- Artotina Location within Greece
- Coordinates: 38°42′N 22°02′E﻿ / ﻿38.700°N 22.033°E
- Country: Greece
- Administrative region: Central Greece
- Regional unit: Phocis
- Municipality: Dorida
- Municipal unit: Vardousia

Population (2021)
- • Community: 145
- Time zone: UTC+2 (EET)
- • Summer (DST): UTC+3 (EEST)
- Vehicle registration: ΑΜ

= Artotina =

Artotina (Αρτοτίνα) is a mountain village in the municipal unit of Vardousia, northwestern Phocis, Greece.
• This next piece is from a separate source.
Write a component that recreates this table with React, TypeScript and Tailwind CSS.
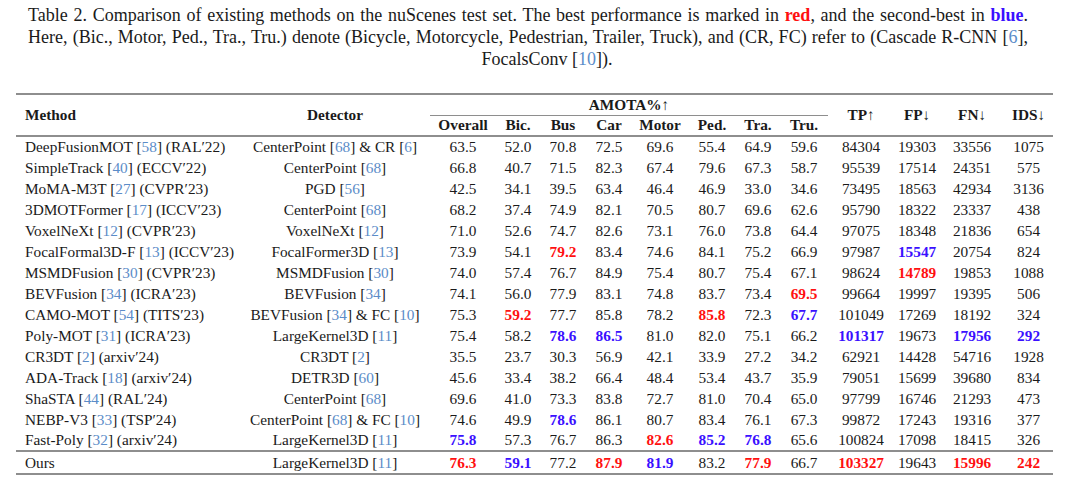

It is situated on the western slope of the Vardousia mountains, near the source of the river Evinos, at about 1200 m elevation. Artotina is located 12 km north of Pentagioi and 36 km northwest of Amfissa.

==Population==

| Year | Population |
|---|---|
| 1981 | 326 |
| 1991 | 285 |
| 2001 | 499 |
| 2011 | 174 |
| 2021 | 145 |

==History==

It is claimed that Athanasios Diakos, a Greek national hero of the Greek War of Independence, was born in Artotina, but this is also claimed by the village Athanasios Diakos (formerly Ano Mousounitsa). Other revolutionaries from Artotina were Dimos Skaltsas, Ioannis Roukis, Andritsos Siafakas, Gerantonos and Loukas Kaliakoudas.